| Stated goal |
Copy every line of the data exactly, leaving nothing out.

| Source excerpt |
===

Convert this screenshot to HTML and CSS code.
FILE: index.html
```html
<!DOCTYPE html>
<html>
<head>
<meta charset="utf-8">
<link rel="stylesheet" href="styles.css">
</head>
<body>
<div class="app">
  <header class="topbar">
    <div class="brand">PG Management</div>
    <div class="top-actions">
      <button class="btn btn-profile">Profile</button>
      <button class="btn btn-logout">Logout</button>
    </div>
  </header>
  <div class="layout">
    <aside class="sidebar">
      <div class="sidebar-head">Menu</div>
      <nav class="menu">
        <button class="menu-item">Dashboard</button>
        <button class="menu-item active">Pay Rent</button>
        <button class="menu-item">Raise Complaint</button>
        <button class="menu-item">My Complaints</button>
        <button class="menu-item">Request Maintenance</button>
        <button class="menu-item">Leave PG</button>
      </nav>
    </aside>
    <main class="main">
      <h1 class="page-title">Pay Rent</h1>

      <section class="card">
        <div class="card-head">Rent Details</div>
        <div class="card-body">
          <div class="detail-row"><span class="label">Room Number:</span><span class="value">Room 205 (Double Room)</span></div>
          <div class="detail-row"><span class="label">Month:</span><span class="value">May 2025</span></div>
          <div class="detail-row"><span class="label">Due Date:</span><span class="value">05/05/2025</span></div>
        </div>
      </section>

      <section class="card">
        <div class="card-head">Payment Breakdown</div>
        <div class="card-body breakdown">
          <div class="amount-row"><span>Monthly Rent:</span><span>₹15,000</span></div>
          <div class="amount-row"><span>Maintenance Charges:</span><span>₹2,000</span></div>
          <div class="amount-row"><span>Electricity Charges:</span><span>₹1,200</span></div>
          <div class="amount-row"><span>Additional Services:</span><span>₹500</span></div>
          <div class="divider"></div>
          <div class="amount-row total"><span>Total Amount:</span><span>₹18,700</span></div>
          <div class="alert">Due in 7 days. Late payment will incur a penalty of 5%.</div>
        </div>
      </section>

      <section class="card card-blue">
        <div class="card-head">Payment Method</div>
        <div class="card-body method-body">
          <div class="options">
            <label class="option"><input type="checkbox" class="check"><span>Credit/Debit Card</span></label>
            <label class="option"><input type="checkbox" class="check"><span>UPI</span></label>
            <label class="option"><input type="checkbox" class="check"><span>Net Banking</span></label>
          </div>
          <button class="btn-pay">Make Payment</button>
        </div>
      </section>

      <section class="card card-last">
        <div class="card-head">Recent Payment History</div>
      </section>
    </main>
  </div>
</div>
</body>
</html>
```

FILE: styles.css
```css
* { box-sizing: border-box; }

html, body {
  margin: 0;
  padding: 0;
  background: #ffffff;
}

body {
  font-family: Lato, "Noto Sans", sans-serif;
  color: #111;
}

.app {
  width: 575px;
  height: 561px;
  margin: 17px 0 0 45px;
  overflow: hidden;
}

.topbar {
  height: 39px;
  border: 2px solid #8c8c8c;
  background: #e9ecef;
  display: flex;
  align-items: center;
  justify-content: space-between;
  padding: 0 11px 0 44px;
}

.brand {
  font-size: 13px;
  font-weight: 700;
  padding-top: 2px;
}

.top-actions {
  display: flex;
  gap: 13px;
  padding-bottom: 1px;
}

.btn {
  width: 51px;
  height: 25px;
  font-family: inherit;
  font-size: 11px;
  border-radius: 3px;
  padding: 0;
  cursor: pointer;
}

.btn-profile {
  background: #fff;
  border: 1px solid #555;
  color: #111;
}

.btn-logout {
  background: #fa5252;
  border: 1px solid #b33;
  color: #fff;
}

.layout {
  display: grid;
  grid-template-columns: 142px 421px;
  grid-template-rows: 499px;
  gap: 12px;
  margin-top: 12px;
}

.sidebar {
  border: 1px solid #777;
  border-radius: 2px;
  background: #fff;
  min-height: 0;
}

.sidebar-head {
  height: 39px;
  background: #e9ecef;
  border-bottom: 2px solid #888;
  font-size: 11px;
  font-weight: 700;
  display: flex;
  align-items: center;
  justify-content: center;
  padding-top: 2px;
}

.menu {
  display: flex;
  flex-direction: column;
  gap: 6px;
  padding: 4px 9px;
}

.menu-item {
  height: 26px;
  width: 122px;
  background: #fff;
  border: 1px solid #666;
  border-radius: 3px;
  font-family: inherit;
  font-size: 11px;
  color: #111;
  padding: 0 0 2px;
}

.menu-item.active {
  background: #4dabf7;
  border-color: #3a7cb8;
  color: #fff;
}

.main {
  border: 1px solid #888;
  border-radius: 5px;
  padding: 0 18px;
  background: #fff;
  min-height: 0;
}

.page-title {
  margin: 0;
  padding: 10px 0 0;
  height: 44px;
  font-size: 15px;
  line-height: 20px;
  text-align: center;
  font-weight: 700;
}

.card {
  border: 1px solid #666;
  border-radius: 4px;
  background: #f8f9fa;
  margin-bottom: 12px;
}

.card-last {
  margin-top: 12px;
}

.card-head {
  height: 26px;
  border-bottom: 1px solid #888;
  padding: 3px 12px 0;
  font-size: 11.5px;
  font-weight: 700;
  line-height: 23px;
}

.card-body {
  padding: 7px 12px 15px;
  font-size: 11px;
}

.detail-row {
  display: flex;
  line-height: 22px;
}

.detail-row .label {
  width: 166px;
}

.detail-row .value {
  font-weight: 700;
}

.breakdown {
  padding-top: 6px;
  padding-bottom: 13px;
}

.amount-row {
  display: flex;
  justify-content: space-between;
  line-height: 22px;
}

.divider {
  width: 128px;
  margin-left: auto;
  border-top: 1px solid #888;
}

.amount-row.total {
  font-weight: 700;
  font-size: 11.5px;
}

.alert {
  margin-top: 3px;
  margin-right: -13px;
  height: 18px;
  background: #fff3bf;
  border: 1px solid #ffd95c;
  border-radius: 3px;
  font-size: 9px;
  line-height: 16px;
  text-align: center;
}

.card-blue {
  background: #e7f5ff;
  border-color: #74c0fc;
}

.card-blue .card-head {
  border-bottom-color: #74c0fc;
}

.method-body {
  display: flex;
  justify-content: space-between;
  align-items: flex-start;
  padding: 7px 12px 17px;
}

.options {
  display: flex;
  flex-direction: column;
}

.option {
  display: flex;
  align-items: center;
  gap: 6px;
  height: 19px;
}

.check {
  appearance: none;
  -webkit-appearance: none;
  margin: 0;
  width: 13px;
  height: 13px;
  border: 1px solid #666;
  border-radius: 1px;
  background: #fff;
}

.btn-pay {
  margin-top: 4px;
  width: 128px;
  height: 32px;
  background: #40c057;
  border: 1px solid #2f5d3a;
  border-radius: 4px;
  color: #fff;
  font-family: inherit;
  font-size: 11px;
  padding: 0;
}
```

===

| Finished task |
Convert this screenshot to HTML and CSS code.
FILE: index.html
```html
<!DOCTYPE html>
<html>
<head>
<meta charset="utf-8">
<link rel="stylesheet" href="styles.css">
</head>
<body>
<div class="app">
  <header class="topbar">
    <div class="brand">PG Management</div>
    <div class="top-actions">
      <button class="btn btn-profile">Profile</button>
      <button class="btn btn-logout">Logout</button>
    </div>
  </header>
  <div class="layout">
    <aside class="sidebar">
      <div class="sidebar-head">Menu</div>
      <nav class="menu">
        <button class="menu-item">Dashboard</button>
        <button class="menu-item active">Pay Rent</button>
        <button class="menu-item">Raise Complaint</button>
        <button class="menu-item">My Complaints</button>
        <button class="menu-item">Request Maintenance</button>
        <button class="menu-item">Leave PG</button>
      </nav>
    </aside>
    <main class="main">
      <h1 class="page-title">Pay Rent</h1>

      <section class="card">
        <div class="card-head">Rent Details</div>
        <div class="card-body">
          <div class="detail-row"><span class="label">Room Number:</span><span class="value">Room 205 (Double Room)</span></div>
          <div class="detail-row"><span class="label">Month:</span><span class="value">May 2025</span></div>
          <div class="detail-row"><span class="label">Due Date:</span><span class="value">05/05/2025</span></div>
        </div>
      </section>

      <section class="card">
        <div class="card-head">Payment Breakdown</div>
        <div class="card-body breakdown">
          <div class="amount-row"><span>Monthly Rent:</span><span>₹15,000</span></div>
          <div class="amount-row"><span>Maintenance Charges:</span><span>₹2,000</span></div>
          <div class="amount-row"><span>Electricity Charges:</span><span>₹1,200</span></div>
          <div class="amount-row"><span>Additional Services:</span><span>₹500</span></div>
          <div class="divider"></div>
          <div class="amount-row total"><span>Total Amount:</span><span>₹18,700</span></div>
          <div class="alert">Due in 7 days. Late payment will incur a penalty of 5%.</div>
        </div>
      </section>

      <section class="card card-blue">
        <div class="card-head">Payment Method</div>
        <div class="card-body method-body">
          <div class="options">
            <label class="option"><input type="checkbox" class="check"><span>Credit/Debit Card</span></label>
            <label class="option"><input type="checkbox" class="check"><span>UPI</span></label>
            <label class="option"><input type="checkbox" class="check"><span>Net Banking</span></label>
          </div>
          <button class="btn-pay">Make Payment</button>
        </div>
      </section>

      <section class="card card-last">
        <div class="card-head">Recent Payment History</div>
      </section>
    </main>
  </div>
</div>
</body>
</html>
```

FILE: styles.css
```css
* { box-sizing: border-box; }

html, body {
  margin: 0;
  padding: 0;
  background: #ffffff;
}

body {
  font-family: Lato, "Noto Sans", sans-serif;
  color: #111;
}

.app {
  width: 575px;
  height: 561px;
  margin: 17px 0 0 45px;
  overflow: hidden;
}

.topbar {
  height: 39px;
  border: 2px solid #8c8c8c;
  background: #e9ecef;
  display: flex;
  align-items: center;
  justify-content: space-between;
  padding: 0 11px 0 44px;
}

.brand {
  font-size: 13px;
  font-weight: 700;
  padding-top: 2px;
}

.top-actions {
  display: flex;
  gap: 13px;
  padding-bottom: 1px;
}

.btn {
  width: 51px;
  height: 25px;
  font-family: inherit;
  font-size: 11px;
  border-radius: 3px;
  padding: 0;
  cursor: pointer;
}

.btn-profile {
  background: #fff;
  border: 1px solid #555;
  color: #111;
}

.btn-logout {
  background: #fa5252;
  border: 1px solid #b33;
  color: #fff;
}

.layout {
  display: grid;
  grid-template-columns: 142px 421px;
  grid-template-rows: 499px;
  gap: 12px;
  margin-top: 12px;
}

.sidebar {
  border: 1px solid #777;
  border-radius: 2px;
  background: #fff;
  min-height: 0;
}

.sidebar-head {
  height: 39px;
  background: #e9ecef;
  border-bottom: 2px solid #888;
  font-size: 11px;
  font-weight: 700;
  display: flex;
  align-items: center;
  justify-content: center;
  padding-top: 2px;
}

.menu {
  display: flex;
  flex-direction: column;
  gap: 6px;
  padding: 4px 9px;
}

.menu-item {
  height: 26px;
  width: 122px;
  background: #fff;
  border: 1px solid #666;
  border-radius: 3px;
  font-family: inherit;
  font-size: 11px;
  color: #111;
  padding: 0 0 2px;
}

.menu-item.active {
  background: #4dabf7;
  border-color: #3a7cb8;
  color: #fff;
}

.main {
  border: 1px solid #888;
  border-radius: 5px;
  padding: 0 18px;
  background: #fff;
  min-height: 0;
}

.page-title {
  margin: 0;
  padding: 10px 0 0;
  height: 44px;
  font-size: 15px;
  line-height: 20px;
  text-align: center;
  font-weight: 700;
}

.card {
  border: 1px solid #666;
  border-radius: 4px;
  background: #f8f9fa;
  margin-bottom: 12px;
}

.card-last {
  margin-top: 12px;
}

.card-head {
  height: 26px;
  border-bottom: 1px solid #888;
  padding: 3px 12px 0;
  font-size: 11.5px;
  font-weight: 700;
  line-height: 23px;
}

.card-body {
  padding: 7px 12px 15px;
  font-size: 11px;
}

.detail-row {
  display: flex;
  line-height: 22px;
}

.detail-row .label {
  width: 166px;
}

.detail-row .value {
  font-weight: 700;
}

.breakdown {
  padding-top: 6px;
  padding-bottom: 13px;
}

.amount-row {
  display: flex;
  justify-content: space-between;
  line-height: 22px;
}

.divider {
  width: 128px;
  margin-left: auto;
  border-top: 1px solid #888;
}

.amount-row.total {
  font-weight: 700;
  font-size: 11.5px;
}

.alert {
  margin-top: 3px;
  margin-right: -13px;
  height: 18px;
  background: #fff3bf;
  border: 1px solid #ffd95c;
  border-radius: 3px;
  font-size: 9px;
  line-height: 16px;
  text-align: center;
}

.card-blue {
  background: #e7f5ff;
  border-color: #74c0fc;
}

.card-blue .card-head {
  border-bottom-color: #74c0fc;
}

.method-body {
  display: flex;
  justify-content: space-between;
  align-items: flex-start;
  padding: 7px 12px 17px;
}

.options {
  display: flex;
  flex-direction: column;
}

.option {
  display: flex;
  align-items: center;
  gap: 6px;
  height: 19px;
}

.check {
  appearance: none;
  -webkit-appearance: none;
  margin: 0;
  width: 13px;
  height: 13px;
  border: 1px solid #666;
  border-radius: 1px;
  background: #fff;
}

.btn-pay {
  margin-top: 4px;
  width: 128px;
  height: 32px;
  background: #40c057;
  border: 1px solid #2f5d3a;
  border-radius: 4px;
  color: #fff;
  font-family: inherit;
  font-size: 11px;
  padding: 0;
}
```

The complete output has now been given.